The analysis was released immediately following a presentation by James Behunin, with the Office of Legislative Auditor General, who noted in an audit update that Utah's water managers have made a number of improvements in tracking consumption, but work remains.

Most notably, Behunin urged the state to strongly consider implementing a requirement for universal metering on all new secondary water systems coming online if they are of a certain size.

"All water systems ought to have meters.
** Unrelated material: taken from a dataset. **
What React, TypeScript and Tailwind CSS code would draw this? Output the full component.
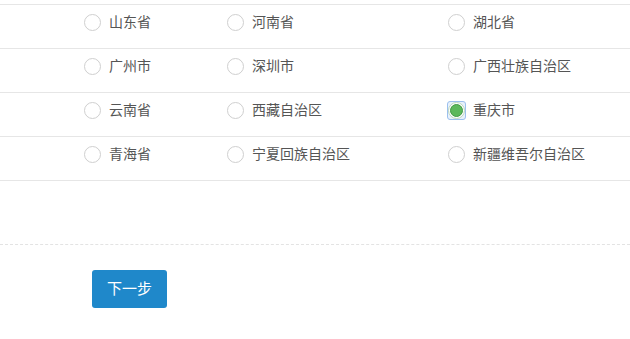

Consider setting a date with a certain amount of connections," Behunin said, noting that could be 10 to 15 years out to account for expense and a systemwide transformation.

Behunin noted that if 100 percent of the water a person uses in a secondary system is priced at a flat rate — with no available measurement of how much is used — it delivers the wrong message in a state trying to conserve water.

"We are not sure that creates the right incentives," he said.

The auditor stressed, too, that there is a large amount of "unaccounted" water that is lost as it goes through the system to the point of delivery.

"Unaccounted water is a significant issue," Behunin said, pointing to a system loss in Spanish Fork that was at 34 percent until managers acted aggressively to reduce that number to 16 percent.

There has been a signficant "culture change" among water providers and managers of delivery systems since Utah's water use first drew greater emphasis in an issue broached in 2014 by then-House Speaker Becky Lockhart, he said.

"We are pleased to tell you this is a positive story we have to tell," Behunin said, with most major recommendations to improve data accuracy already in place.

The independent analysis, performed by Bowen Collins & Associates and Hansen, Allen and Luce, found state tracking of drinking water in good shape, with few discrepancies pointing to inaccuracies.

Greater problems were found with secondary water usage, with analysts concluding use could be underestimated anywhere from 25 percent to 35 percent.

Those types of numbers make analysis of consumption and projected water needs in the future problematic, they stressed.

Presenters during the Wednesday committee meeting said they made an extensive examination of the three largest water providers in the state to drill down into more data, looking specifically at Jordan Valley, the Metropolitan District of Salt Lake and Sandy, and the Weber Basin Water Conservancy District. They recommended continued emphasis on those large systems to more accurately characterize municipal and industrial use.

In addition, about 18 percent of the 500 systems in the state are using about 88 percent of the secondary water, the majority along the Wasatch Front, according to the presentation.